Apart from the influx of cash into Bangor’s coffers, the evidence of the racino’s impact on the community is largely anecdotal, and difficult to quantify.

There is no data on whether the operation draws more visitors to Bangor or has boosted other businesses.

Still, Kerrie Tripp, executive director of the Greater Bangor Convention and Visitors Bureau, said hotel vacancy rates and retail sales during the recession didn’t dip as low in Bangor as in other areas. She believes the racino may have made the difference.

Tripp noted that her office receives several inquiries every month from people who are coming to Hollywood Slots and want to know what else there is to do in the city.

Situated about a mile down Main Street from the racino, the city’s historic downtown appears to be on the upswing. But that’s a trend that began before the racino arrived, said John Dobbs, owner of Paddy Murphy’s Pub, a downtown restaurant.

At Geaghan’s Restaurant & Pub, located next to the racino, the impact is easier to see.

Since the gaming operation opened, the restaurant has been growing at a pace of 5 percent each year, said general manager Larry Geaghan.

“In this economy, that’s huge,” he said. “If they weren’t open next door bringing in more customers, we would be flat or have negative growth.”

Hollywood Slots’ impact on crime is also difficult to determine. Between 2004 and 2009, the number of reported thefts and burglaries in Bangor increased by 29 percent, according to police statistics.

However, like the rest of the nation, Bangor experienced a deep recession during that period, and crime always rises when times are tough, Bangor Police Chief Ronald Gastia said.

Gastia said there is no data to support the theory that the increased crime is due to Hollywood Slots, and crimes that are specifically associated with the racino are relatively insignificant.

There is some anecdotal evidence of people stealing money because of gambling debt due to Hollywood Slots, said Penobscot County District Attorney R. Christopher Almy.

It’s also difficult to document whether more people have gotten into financial problems because of gambling.

The number of people from Maine calling the National Council on Problem Gambling help line has increased steadily since the casino opened, from 337 calls in 2005 to 1,263 in 2009. Here again, the statistics are misleading. The help line has been more heavily advertised in Maine since the racino opened, said the organization’s director, Keith Whyte.

National studies show, however, that the number and severity of gambling problems increase whenever a new form of gambling arrives in an area. Whyte said new casinos bring high-speed machines and higher betting limits.

“You end up getting to that desperation stage more quickly,” he said.
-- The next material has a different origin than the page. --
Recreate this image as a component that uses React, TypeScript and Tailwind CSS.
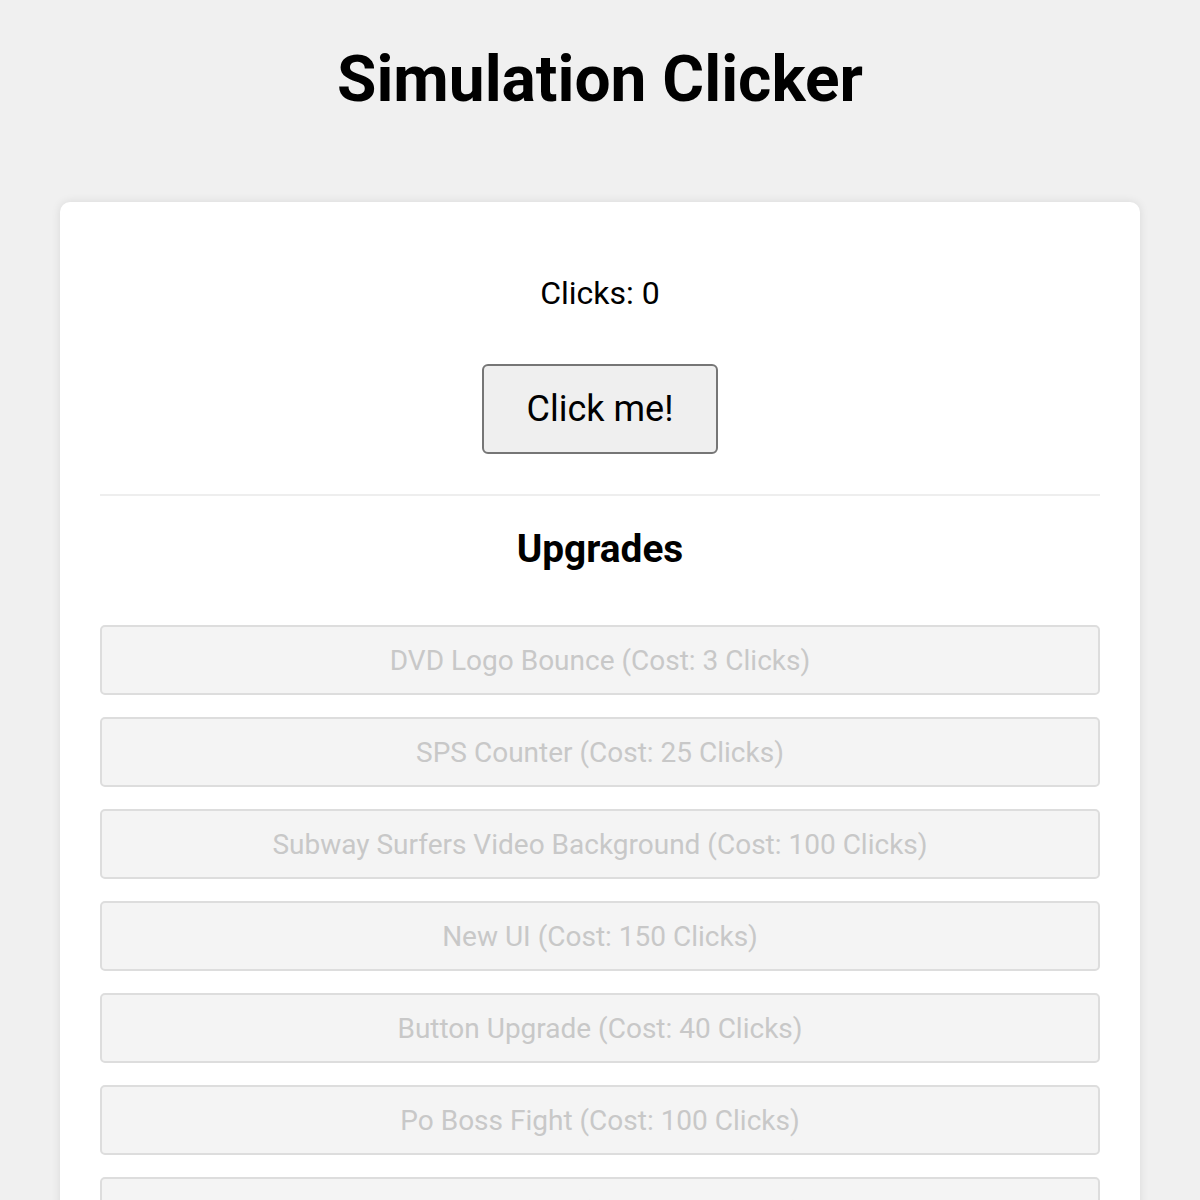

Voters in 2003 approved the racino in part because a portion of the revenue was to be set aside to support the state’s struggling harness racing industry. In 2009, for example, Hollywood Slots gave $11.4 million to the horse racing industry and Maine’s agricultural fairs.

But the influx of money — some of which is used to increase purses — hasn’t overcome the plummeting public interest in the sport.

Between 2006 and 2009, the value of bets placed at the Bangor Raceway has declined nearly 40 percent, according to Hollywood Slots, which operates the facility.

Dennis Bailey of Casinos No!, an advocacy group that opposes Question 1, said that rather than help the racetrack become a self-sustaining business, the racino is taking away customers.

“All we’ve done with this racino is divert gambling dollars away from harness racing and off-track betting and into the slot machines in Bangor,” he said. “The racetrack casino has not added to the economic pie. It has just sliced the pie differently.”